* [Task input]:
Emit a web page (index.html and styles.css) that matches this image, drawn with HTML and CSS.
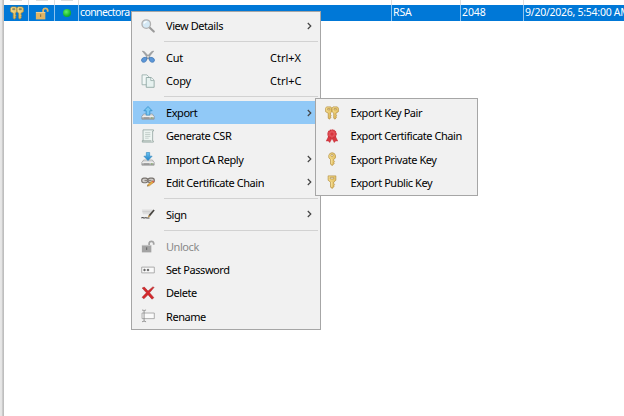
FILE: index.html
```
<!DOCTYPE html>
<html lang="en">
<head>
<meta charset="utf-8">
<title>Key store entries</title>
<link rel="stylesheet" href="styles.css">
</head>
<body>
<svg class="defs" width="0" height="0" aria-hidden="true">
  <defs>
    <linearGradient id="gold" x2="1" y2="1"><stop stop-color="#fbe69a"/><stop offset="1" stop-color="#d9b04e"/></linearGradient>
    <linearGradient id="blue" x2="0" y2="1"><stop stop-color="#6cc6f5"/><stop offset="1" stop-color="#1f7fc4"/></linearGradient>
    <linearGradient id="metal" x2="0" y2="1"><stop stop-color="#f1f1f1"/><stop offset="1" stop-color="#a9a9a9"/></linearGradient>
    <symbol id="pair" viewBox="0 0 16 16">
      <g fill="url(#gold)" stroke="#b38d3b" stroke-width=".8" fill-rule="evenodd">
        <path d="M1.8 1h4.8l1.2 1.5v4L6.2 8v1.6l.8 1-.8 1 .6 1.2-1.6 2.2L3.7 14V8.2L.7 6.5v-4zM3 2.9v1.5h2.6V2.9z"/>
        <path d="M9.2 1h4.9l1.2 1.5v4l-2.8 1.7v1.4l.8 1-.8 1 .6 1.2-1.6 2.2L10 14V8.2L8.1 6.5v-4zM10.3 2.9v1.5H13V2.9z"/>
      </g>
    </symbol>
    <symbol id="key" viewBox="0 0 16 16">
      <path fill="url(#gold)" stroke="#b38d3b" stroke-width=".8" fill-rule="evenodd" d="M8 .8a4.2 4.2 0 0 1 1.9 7.9v1l1 1-1 1 .8 1-2.3 2.8L6.4 14V8.7A4.2 4.2 0 0 1 8 .8zM8 2.5a1.3 1.3 0 1 0 0 2.6 1.3 1.3 0 0 0 0-2.6z"/>
      <path d="M7.7 8v5.6" stroke="#fff0b0" stroke-width=".8"/>
    </symbol>
    <symbol id="pubkey" viewBox="0 0 16 16">
      <path fill="url(#gold)" stroke="#b38d3b" stroke-width=".8" fill-rule="evenodd" d="M3.6 1h8.8v5L9.9 8.2v1.4l1 1-1 1 .7 1-2.2 2.7L6.4 14V8.2L3.6 6zM6 2.7v1.8h4V2.7z"/>
      <path d="M7.7 8v5.6" stroke="#fff0b0" stroke-width=".8"/>
    </symbol>
    <symbol id="lock" viewBox="0 0 16 16">
      <path d="M9.3 8V4.6a2.7 2.7 0 0 1 5.2 0v2" fill="none" stroke="currentColor" stroke-width="2"/>
      <path fill="currentColor" d="M1 6.8h10.8v8.5H1z"/>
      <path d="M6.4 9.5v3" stroke="#0005" stroke-width="1.4"/>
      <path d="M1 7.4h10.8" stroke="#fff6"/>
    </symbol>
    <symbol id="search" viewBox="0 0 16 16">
      <path d="M9.8 9.8l4.8 4.6" stroke="#9a9a9a" stroke-width="2.4" stroke-linecap="round"/>
      <circle cx="6" cy="5.8" r="4.9" fill="#d5e9f5" stroke="#b0b0b0" stroke-width="1.5"/>
      <path d="M3.4 5.4A3 3 0 0 1 6.5 3" fill="none" stroke="#fff" stroke-width="1.4"/>
    </symbol>
    <symbol id="cut" viewBox="0 0 16 16">
      <path d="M1.4 1.2l2.4.6 7 7.4-1.8 1.6zM14.6 1.2l-2.4.6-7 7.4L7 10.8z" fill="#a2a5a7" stroke="#85878a" stroke-width=".5"/>
      <path d="M6.9 9C5 7.6.8 8.6.6 11.5c-.2 3 3.8 3.2 5.2 1.2zM9.1 9c1.9-1.4 6.1-.4 6.3 2.5.2 3-3.8 3.2-5.2 1.2z" fill="#5c97d8" stroke="#3f76b5" stroke-width=".9"/>
    </symbol>
    <symbol id="copy" viewBox="0 0 16 16">
      <path d="M1.2 1h5.5l2 2v9.3H1.2z" fill="#f1f7f6" stroke="#90a8a5" stroke-width=".9"/>
      <path d="M6 4h5.5L15 7.2v8H6z" fill="#e7f2f0" stroke="#849e9a" stroke-width=".9"/>
      <path d="M11.2 4.2v3.3h3.5" fill="#fff" stroke="#849e9a" stroke-width=".8"/>
    </symbol>
    <symbol id="tray" viewBox="0 0 16 16">
      <path d="M3 9.2h10l2 2.8v3H1v-3z" fill="url(#metal)" stroke="#858585" stroke-width=".7"/>
      <path d="M1.4 12.1h13.2" stroke="#fff" stroke-width=".8"/>
      <path d="M3 13.6h6.5" stroke="#777" stroke-width=".8"/>
      <path d="M11.6 13.6h1.6" stroke="#69a83a"/>
    </symbol>
    <symbol id="export" viewBox="0 0 16 16">
      <use href="#tray"/>
      <path d="M8 .6l4.7 4.8h-2.6v5H5.9v-5H3.3z" fill="#7cc9f3" stroke="#318cc9" stroke-width=".9"/>
    </symbol>
    <symbol id="import" viewBox="0 0 16 16">
      <use href="#tray"/>
      <path d="M6.1.6h3.8v4.2h2.8L8 9.8 3.3 4.8h2.8z" fill="url(#blue)" stroke="#2c83bd" stroke-width=".7"/>
    </symbol>
    <symbol id="csr" viewBox="0 0 16 16">
      <path d="M2.3 1h12v1.3h-1v11.4h.8V15H1.5v-1.6h.9z" fill="#edf4f1" stroke="#93a5a0" stroke-width=".9"/>
      <path d="M4.7 4.2h6M4.7 6.3h6M4.7 8.4h6M4.7 10.5h4" stroke="#b9c6c2" stroke-width=".9"/>
      <path d="M1.8 13.6h10" stroke="#899a95"/>
    </symbol>
    <symbol id="chain" viewBox="0 0 16 16">
      <g fill="#d2cfcc" stroke="#77716c" stroke-width="1.3">
        <rect x=".8" y="3.6" width="7" height="5.2" rx="2.4"/>
        <rect x="7.9" y="3.6" width="7.3" height="5.2" rx="2.4"/>
        <path d="M4 6.3h8" stroke="#8d8580" stroke-width="1.5"/>
      </g>
      <path d="M7.3 12.8l.8-2.2 5-4 1.6 1.8-5.1 4z" fill="#eaae42" stroke="#a47735" stroke-width=".5"/>
      <path d="M12.5 7l1.3-1 1.6 1.8-1.2 1z" fill="#cc5c51"/>
      <path d="M7.2 12.9l1.4-.4-.8-.8z" fill="#333"/>
    </symbol>
    <symbol id="sign" viewBox="0 0 16 16">
      <path d="M1 2.8h12v5.6H2.2z" fill="#dedede"/>
      <path d="M1.5 5.4h9" stroke="#c9c9c9"/>
      <path d="M.4 12.6c2-2 2.2.8 3.9-.2 1.2-.8 1.5.8 5.4.1" fill="none" stroke="#444" stroke-width="1.2"/>
      <path d="M7.9 11.9l1.3-3.2 5-5.9 1.5 1.1-5.1 6.4z" fill="#494642"/>
      <path d="M7.6 12.4L8.9 9.2l1.8 1.3z" fill="#d0a254"/>
    </symbol>
    <symbol id="password" viewBox="0 0 16 16">
      <path d="M.8 4.7h14.4v6.6H.8z" fill="#f9f9f9" stroke="#999" stroke-width=".9"/>
      <path d="M2.5 8h3M6.5 8h3M4 6.5v3M8 6.5v3M2.9 6.9l2.2 2.2M2.9 9.1l2.2-2.2M6.9 6.9l2.2 2.2M6.9 9.1l2.2-2.2" stroke="#444" stroke-width=".6"/>
    </symbol>
    <symbol id="delete" viewBox="0 0 16 16">
      <path d="M1.3 2.3L3.8 1.2 8 5.8 13.5 1l1.5.5-5.2 6.2 4.9 5.6-2.2 1.7L8 9.9l-4.7 4.8-2.1-1.8 5-5.1z" fill="#d5282c" stroke="#a52a2d" stroke-width=".6"/>
    </symbol>
    <symbol id="rename" viewBox="0 0 16 16">
      <path d="M1.2 4.6h14v6.4h-14z" fill="#fafafa" stroke="#999" stroke-width=".9"/>
      <path d="M1.2 1.2c1.2 0 1.8.3 2.3.8.5-.5 1.1-.8 2.3-.8M3.5 2v12M1.2 14.5c1.2 0 1.8-.3 2.3-.8.5.5 1.1.8 2.3.8" fill="none" stroke="#888" stroke-width="1"/>
    </symbol>
    <symbol id="seal" viewBox="0 0 16 16">
      <path d="M4.2 8L1.4 13.8l2.4-.2 1.6 1.9L8 10.8l2.6 4.7 1.6-1.9 2.4.2L11.8 8z" fill="#d83b43" stroke="#c22a32" stroke-width=".5"/>
      <circle cx="8" cy="5.8" r="4.7" fill="#e14d54" stroke="#cb323a" stroke-width="1.4" stroke-dasharray="1.6 .5"/>
      <circle cx="8" cy="5.8" r="2.4" fill="#d8353e" stroke="#ea6d73" stroke-width=".6"/>
    </symbol>
    <symbol id="chev" viewBox="0 0 5 8"><path d="M.8 1l3 3-3 3" fill="none" stroke="currentColor" stroke-width="1.2"/></symbol>
  </defs>
</svg>
<main class="window">
  <section class="table">
    <div class="row previous"><span class="cell"><i class="stub"></i></span><span class="cell"><i class="stub"></i></span><span class="cell"><i class="stub"></i></span><span class="cell"></span><span class="cell"></span><span class="cell"></span><span class="cell"></span></div>
    <div class="row selected">
      <span class="cell pic"><svg class="icon"><use href="#pair"/></svg></span>
      <span class="cell pic"><svg class="icon gold"><use href="#lock"/></svg></span>
      <span class="cell pic"><i class="dot"></i></span>
      <span class="cell name">connectora</span>
      <span class="cell">RSA</span>
      <span class="cell">2048</span>
      <span class="cell date">9/20/2026, 5:54:00 AM</span>
    </div>
  </section>
</main>
<nav class="menu main-menu">
  <div class="item"><svg class="icon"><use href="#search"/></svg><span class="label">View Details</span><svg class="chev"><use href="#chev"/></svg></div>
  <hr>
  <div class="item"><svg class="icon"><use href="#cut"/></svg><span class="label short">Cut</span><span class="hint">Ctrl+X</span></div>
  <div class="item"><svg class="icon"><use href="#copy"/></svg><span class="label short">Copy</span><span class="hint">Ctrl+C</span></div>
  <hr>
  <div class="item active"><svg class="icon"><use href="#export"/></svg><span class="label">Export</span><svg class="chev"><use href="#chev"/></svg></div>
  <div class="item"><svg class="icon"><use href="#csr"/></svg><span class="label">Generate CSR</span></div>
  <div class="item"><svg class="icon"><use href="#import"/></svg><span class="label">Import CA Reply</span><svg class="chev"><use href="#chev"/></svg></div>
  <div class="item"><svg class="icon"><use href="#chain"/></svg><span class="label">Edit Certificate Chain</span><svg class="chev"><use href="#chev"/></svg></div>
  <hr>
  <div class="item"><svg class="icon"><use href="#sign"/></svg><span class="label">Sign</span><svg class="chev"><use href="#chev"/></svg></div>
  <hr>
  <div class="item disabled"><svg class="icon"><use href="#lock"/></svg><span class="label">Unlock</span></div>
  <div class="item"><svg class="icon"><use href="#password"/></svg><span class="label">Set Password</span></div>
  <div class="item"><svg class="icon"><use href="#delete"/></svg><span class="label">Delete</span></div>
  <div class="item"><svg class="icon"><use href="#rename"/></svg><span class="label">Rename</span></div>
</nav>
<nav class="menu sub-menu">
  <div class="item"><svg class="icon"><use href="#pair"/></svg><span class="label">Export Key Pair</span></div>
  <div class="item"><svg class="icon"><use href="#seal"/></svg><span class="label">Export Certificate Chain</span></div>
  <div class="item"><svg class="icon"><use href="#key"/></svg><span class="label">Export Private Key</span></div>
  <div class="item"><svg class="icon"><use href="#pubkey"/></svg><span class="label">Export Public Key</span></div>
</nav>
</body>
</html>
```
FILE: styles.css
```
* { box-sizing: border-box; }
body {
  margin: 0;
  height: 416px;
  overflow: hidden;
  background: #fff;
  font-family: "Noto Sans", "Open Sans", sans-serif;
}
.defs { position: absolute; }
.window {
  height: 416px;
  padding-left: 4px;
  overflow: hidden;
  background: linear-gradient(90deg, #e9e9e9 0, #e2e2e2 2px, #b5b5b5 3px, #c8c8c8 4px, #fff 4px);
}
.row {
  display: grid;
  grid-template-columns: 25px 26px 24px 313px 69px 63px 130px;
  width: 650px;
}
.previous { height: 5px; }
.cell { border-right: 1px solid #dedede; }
.stub {
  display: block;
  width: 12px;
  height: 1px;
  margin: 0 auto;
  background: #ddd;
}
.selected {
  height: 16px;
  background: #0078d7;
  color: #fff;
  font-size: 10.5px;
  line-height: 15px;
  letter-spacing: -0.1px;
  white-space: nowrap;
}
.selected .cell { border-color: #8fc3ee; padding-left: 1px; }
.selected .name { letter-spacing: -0.6px; }
.selected .date { letter-spacing: -0.26px; }
.pic { display: flex; align-items: center; justify-content: center; }
.gold { color: #dfb565; }
.dot {
  width: 8px;
  height: 8px;
  border-radius: 50%;
  background: radial-gradient(circle at 40% 35%, #66f066, #16b52f 60%, #0a8d38);
}
.menu {
  position: absolute;
  background: #f1f1f1;
  border: 1px solid #a6a6a6;
  padding: 1.9px 1px;
  color: #000;
  font-size: 11px;
}
.main-menu { left: 131px; top: 11px; width: 190px; height: 319px; }
.sub-menu { left: 315px; top: 98px; width: 163px; height: 98px; }
.item {
  display: flex;
  align-items: center;
  height: 23.25px;
  padding-left: 8px;
  white-space: nowrap;
}
.icon { width: 14px; height: 14px; flex: none; }
.label {
  flex: 1;
  margin-left: 11px;
  letter-spacing: -0.44px;
}
.label.short { letter-spacing: -0.2px; }
.sub-menu .label { margin-left: 11.5px; }
.hint { width: 49px; }
.chev { width: 5px; height: 8px; margin-right: 7.5px; color: #444; }
.active { background: #91c9f7; }
.disabled { color: #8a8a8a; }
.disabled .icon { color: #a3a3a3; }
hr {
  height: 1px;
  margin: 3.8px 1px 3.9px 31px;
  border: 0;
  background: #d2d2d2;
}
```
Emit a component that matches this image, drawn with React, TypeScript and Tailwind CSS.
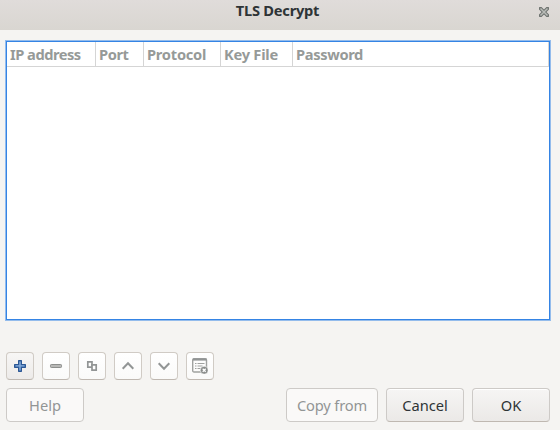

* [Work to complete]: Show all lines in the entries above where the word "html" appears.

* [Answer to this exercise]:
Emit a web page (index.html and styles.css) that matches this image, drawn with HTML and CSS.
FILE: index.html
<!DOCTYPE html>
<html lang="en">
</html>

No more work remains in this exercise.